Na verdade ele não só “gostava” do pôr do sol como ele era tarado pelo pôr do sol. Ele se tornou um caçador de pôr do sol. Sempre que conseguia juntar seu suado salário de contador pra ir viajar, ia atrás do lugar onde ele achava que teria o melhor pôr do sol. Foi pra Nova York. Belo pôr do sol. Muitos prédios em volta mas tem seu charme. Paris: aquela torre atrapalha um pouco. Tóquio: na terra do sol nascente, como é o sol poente? Interessante. Ótimas montanhas, porém. Teve uma vez que houve a chance de ver uma aurora boreal na Islândia, mas preferiu ir ver o pôr do sol na Espanha e se decepcionou. E no Brasil mesmo? Fernando de Noronha, Salvador, Manaus… parabéns pelo esforço, continuem assim.

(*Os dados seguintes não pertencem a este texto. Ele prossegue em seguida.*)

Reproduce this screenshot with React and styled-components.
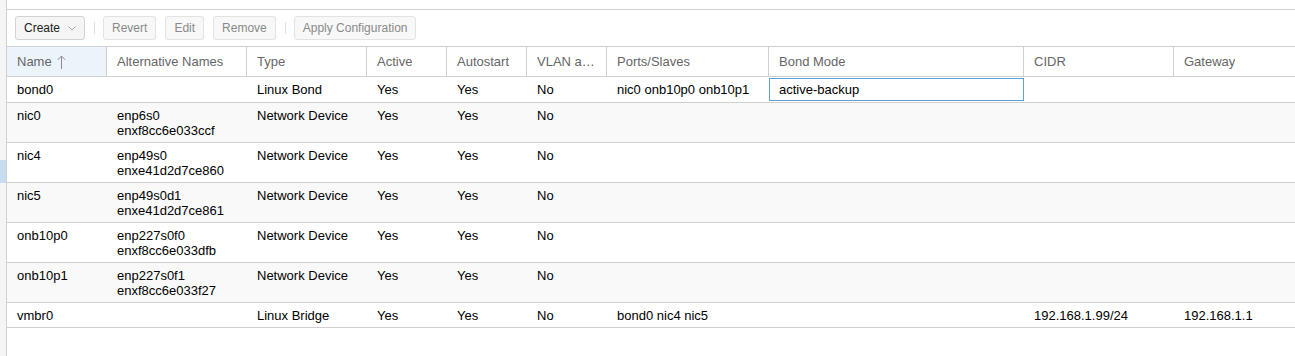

Caio passou o último fim de semana na casa de uns amigos próximo a uma lagoa. Queria dar um tempo de sua caçada. O descanso do guerreiro. Foram num café que ficava numa pracinha ao lado da lagoa. O café era bom e as risadas eram frequentes com o pessoal mas nada daquilo animava Caio.
A água cintilante piscava para ele.
Ele dava umas olhadas e percebia que o sol batia na superfície, brilhando como pedra preciosa. Era uma visão legal. Parecia combinar com o vapor que saía do café. Estava friozinho. Não demorou para a tarde ir embora, com seu jeito envergonhado. Quando menos se espera, o sol começa a se esconder atrás da lagoa, formando um facho de reflexo na água. Caio segurava a xícara de café na mão e teve que colocá-la sobre o pires com algum cuidado pra não deixar cair. Ficou de pé. Os amigos olharam pra ele, rindo e achando esquisito. O reflexo olhava de volta para Caio. Ele deu três passos na direção da lagoa. Parou. Olhou e olhou mais um pouco. Piscou apenas uma vez e depois ficou apenas arregalado. O que tem nesse reflexo? O laranja e o azul da água se mexiam dividindo um espaço que era apenas uma ilusão. Ou não era? O sol rasgava o céu e as nuvens rachavam o azul de um jeito que Caio nunca tinha visto. Não era só azul. Não era só laranja. Tinha algo a mais. Tinha um verde em algum lugar. Tinha uma cor inexplicável. Em algum ponto tinha uma cor que não deveria estar ali. Ela bonito. Não, não era só bonito, era incrível. Era exuberante. Estava além da beleza. Era diferente. O que era aquela cor? Ela nunca esteve ali. O sol parecia tremer junto com os os olhos de Caio e ele sentia o ardor dele nos seus olhos e sentia o vermelho do seu calor e o azul da água e o laranja do reflexo e a cor que não podia existir, tudo entrava em seu cérebro com um calorzinho afável, um conforto dolorido, um corte de alegria, uma… aquela cor. Aquela cor o atraía. Que porra era aquela? Estava ali mas não estava mais ali. Nada mais existia além do pôr do sol e seus raios-tentáculos puxando Caio para dentro de si, para dentro da cor que existia na irrealidade. Era isso. Era isso que ele vinha procurando esse tempo todo? Seus olhos castanhos ficaram verdes e azuis e alaranjados e daquela cor inexorável e ele se tornou um com o pôr do sol enquanto seu corpo queimava por dentro e seu coração se deixava levar por aquilo tudo, envolto pela cor belíssima e fatal. Caio abriu um sorriso, sem conseguir - nem tentar - fechar os olhos. Tinha encontrado. Era a única explicação. Não precisava de mais nenhuma explicação: para ele, era aquilo e mais nada. A cor o levou para um lugar onde ele não precisava mais existir e nem caçar outro pôr do sol. Estava feliz.
Então seus amigos o levaram pra o Manicômio Santa Aquerupita™ com suspeita de psicose.